In Brooklyn condo takeover news, more of the borough’s churches are being repurposed into swank pads. Exposed brick, stained glass windows, reclaimed wood, pews (okay, we’re bluffing on the pews, but they’d make for some pretty chic dining benches, right?) and all.
DNAinfo reports that in the past two decades, Brooklyn’s “brownstone belt”—spanning Bed-Stuy to Carroll Gardens—has seen the conversion of over 20 historic churches and church buildings for residential use. The article says some neighborhood preservation stalwarts are waxing nostalgic about maintaining historic charm, calling the loss of churches a “tragedy.” Others feel turning defunct houses of worship into homesteads while maintaining their physical character is better than tearing them down. It’s practical preservation, they say. In the piece, real estate agent Brian Moskin dubs the “The Spire Lofts” in Williamsburg’s former St. Vincent De Paul Church “masterfully restored.” But authentic architecture comes with a hefty bill.

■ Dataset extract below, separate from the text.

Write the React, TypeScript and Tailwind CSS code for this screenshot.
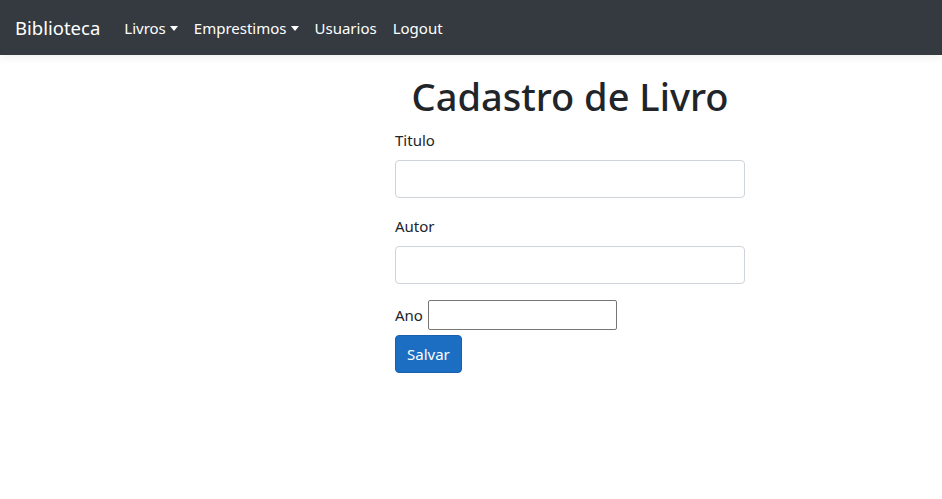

“People love the aesthetic of the reclaimed wood, old beams, exposed brick and stained glass,” he said of the units, which run from $5,000 a month for a one-bedroom to $7,384 a month for a 2 1/2-bedroom.”
Churches—especially in Brooklyn, it seems—aren’t solely places of worship anymore. And the borough’s ever-changing cultural landscape, coupled with shifting attitudes about religion and the contexts in which to practice faith has certainly mired church attendance. Enter the money-maker: cute church condos with a stained-glass view.

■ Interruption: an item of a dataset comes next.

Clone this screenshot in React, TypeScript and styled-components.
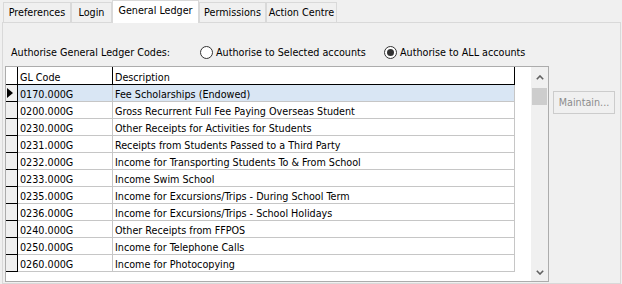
import React from 'react';
import styled, { createGlobalStyle } from 'styled-components';

const GlobalStyle = createGlobalStyle`
  html, body { margin: 0; padding: 0; background: #f0f0f0; }
  body {
    font-family: "DejaVu Sans Condensed", "DejaVu Sans", sans-serif;
    font-size: 10.7px;
    color: #000;
  }
  * { box-sizing: border-box; }
`;

const Window = styled.div`
  width: 622px;
  height: 284px;
  display: flex;
  flex-direction: column;
  overflow: hidden;
  background: #f0f0f0;
`;

const TabBar = styled.div`
  display: flex;
  align-items: flex-end;
  height: 22px;
  padding-left: 3px;
  position: relative;
  z-index: 1;
`;

const Tab = styled.div<{ $active?: boolean; $w: number }>`
  width: ${(p) => p.$w}px;
  height: ${(p) => (p.$active ? 23 : 20)}px;
  margin-bottom: ${(p) => (p.$active ? -1 : 0)}px;
  border: 1px solid #d9d9d9;
  border-bottom: none;
  background: ${(p) => (p.$active ? '#ffffff' : '#f0f0f0')};
  display: flex;
  align-items: center;
  justify-content: center;
  padding-bottom: ${(p) => (p.$active ? 3 : 0)}px;
  white-space: nowrap;
`;

const Panel = styled.div`
  margin-left: 2px;
  width: 619px;
  height: 262px;
  border: 1px solid #d9d9d9;
  padding: 21px 0 1px 2px;
  display: flex;
  flex-direction: column;
`;

const AuthRow = styled.div`
  display: flex;
  align-items: center;
  height: 17px;
  white-space: nowrap;
`;

const AuthLabel = styled.div`
  width: 195px;
  padding-left: 6px;
`;

const Option = styled.label<{ $w?: number }>`
  display: flex;
  align-items: center;
  gap: 3px;
  width: ${(p) => (p.$w ? `${p.$w}px` : 'auto')};
`;

const RadioCircle = styled.span<{ $checked?: boolean }>`
  width: 13px;
  height: 13px;
  border-radius: 50%;
  border: 1px solid #333333;
  background: #ffffff;
  display: flex;
  align-items: center;
  justify-content: center;
  &::after {
    content: '';
    width: 7px;
    height: 7px;
    border-radius: 50%;
    background: ${(p) => (p.$checked ? '#333333' : 'transparent')};
  }
`;

const Body = styled.div`
  display: flex;
  align-items: flex-start;
  margin-top: 5px;
`;

const GridBox = styled.div`
  width: 544px;
  height: 216px;
  border: 1px solid #acacac;
  display: flex;
  background: #ffffff;
`;

const Table = styled.div`
  flex: 1;
  display: flex;
  flex-direction: column;
  background: #ffffff;
`;

const HeaderRow = styled.div`
  display: flex;
  height: 18px;
`;

const Row = styled.div`
  display: flex;
  height: 17px;
`;

const IndHeader = styled.div`
  width: 12px;
  border-right: 1px solid #000;
  border-bottom: 1px solid #000;
  background: #ffffff;
`;

const HeadCell = styled.div<{ $w: number }>`
  width: ${(p) => p.$w}px;
  border-right: 1px solid #000;
  border-bottom: 1px solid #000;
  padding: 3px 0 0 2px;
  display: flex;
  align-items: center;
  white-space: nowrap;
`;

const IndCell = styled.div`
  width: 12px;
  border-right: 1px solid #000;
  border-bottom: 1px solid #000;
  background: #f0f0f0;
  display: flex;
  align-items: center;
  padding-left: 1px;
`;

const Pointer = styled.span`
  width: 0;
  height: 0;
  border-top: 5px solid transparent;
  border-bottom: 5px solid transparent;
  border-left: 6px solid #000;
`;

const Cell = styled.div<{ $w: number; $selected?: boolean }>`
  width: ${(p) => p.$w}px;
  border-right: 1px solid #c6c6c6;
  border-bottom: 1px solid #c6c6c6;
  background: ${(p) => (p.$selected ? '#d9e6f4' : '#ffffff')};
  padding: 3px 0 0 2px;
  display: flex;
  align-items: center;
  white-space: nowrap;
  overflow: hidden;
`;

const ScrollBar = styled.div`
  width: 17px;
  background: #f0f0f0;
  display: flex;
  flex-direction: column;
`;

const ScrollBtn = styled.div<{ $h: number }>`
  height: ${(p) => p.$h}px;
  display: flex;
  align-items: center;
  justify-content: center;
`;

const Thumb = styled.div`
  height: 17px;
  margin: 0 1px;
  background: #cdcdcd;
`;

const Track = styled.div`
  flex: 1;
`;

const ActionButton = styled.button`
  margin-left: 4px;
  margin-top: 25px;
  width: 62px;
  height: 23px;
  border: 1px solid #cccccc;
  background: #f0f0f0;
  color: #8c8c8c;
  font: inherit;
  padding: 0;
  white-space: nowrap;
`;

const Chevron: React.FC<{ down?: boolean }> = ({ down }) => (
  <svg width="8" height="5" viewBox="0 0 8 5">
    <path
      d={down ? 'M0.8 0.8 L4 4 L7.2 0.8' : 'M0.8 4.2 L4 1 L7.2 4.2'}
      fill="none"
      stroke="#606060"
      strokeWidth="1.6"
    />
  </svg>
);

const tabs = [
  { label: 'Preferences', w: 68 },
  { label: 'Login', w: 41 },
  { label: 'General Ledger', w: 87, active: true },
  { label: 'Permissions', w: 67 },
  { label: 'Action Centre', w: 71 },
];

const rows: [string, string][] = [
  ['0170.000G', 'Fee Scholarships (Endowed)'],
  ['0200.000G', 'Gross Recurrent Full Fee Paying Overseas Student'],
  ['0230.000G', 'Other Receipts for Activities for Students'],
  ['0231.000G', 'Receipts from Students Passed to a Third Party'],
  ['0232.000G', 'Income for Transporting Students To & From School'],
  ['0233.000G', 'Income Swim School'],
  ['0235.000G', 'Income for Excursions/Trips - During School Term'],
  ['0236.000G', 'Income for Excursions/Trips - School Holidays'],
  ['0240.000G', 'Other Receipts from FFPOS'],
  ['0250.000G', 'Income for Telephone Calls'],
  ['0260.000G', 'Income for Photocopying'],
];

export default function App() {
  return (
    <>
      <GlobalStyle />
      <Window>
        <TabBar>
          {tabs.map((t) => (
            <Tab key={t.label} $w={t.w} $active={t.active}>
              {t.label}
            </Tab>
          ))}
        </TabBar>
        <Panel>
          <AuthRow>
            <AuthLabel>Authorise General Ledger Codes:</AuthLabel>
            <Option $w={184}>
              <RadioCircle />
              Authorise to Selected accounts
            </Option>
            <Option>
              <RadioCircle $checked />
              Authorise to ALL accounts
            </Option>
          </AuthRow>
          <Body>
            <GridBox>
              <Table>
                <HeaderRow>
                  <IndHeader />
                  <HeadCell $w={95}>GL Code</HeadCell>
                  <HeadCell $w={402}>Description</HeadCell>
                </HeaderRow>
                {rows.map(([code, desc], i) => (
                  <Row key={code}>
                    <IndCell>{i === 0 && <Pointer />}</IndCell>
                    <Cell $w={95} $selected={i === 0}>
                      {code}
                    </Cell>
                    <Cell $w={402} $selected={i === 0}>
                      {desc}
                    </Cell>
                  </Row>
                ))}
              </Table>
              <ScrollBar>
                <ScrollBtn $h={21}>
                  <Chevron />
                </ScrollBtn>
                <Thumb />
                <Track />
                <ScrollBtn $h={18}>
                  <Chevron down />
                </ScrollBtn>
              </ScrollBar>
            </GridBox>
            <ActionButton disabled>Maintain...</ActionButton>
          </Body>
        </Panel>
      </Window>
    </>
  );
}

Some churches adapt, like Greenpoint’s Lutheran Church of the Messiah. Pastor Amy Kienzle attracts sometimes no more than five members to her Sunday service, but to allay the costs of a suffering congregation, the church hosts an array of weekly events in Messiah’s basement: ritual dance ceremonies, farmer’s markets, and local bands rent out the choir loft as a practice space. Church condos sound lucrative for developers and winsome for the wealthy. But these beautiful spaces with rich histories should be repurposed as what they essentially are: community centers.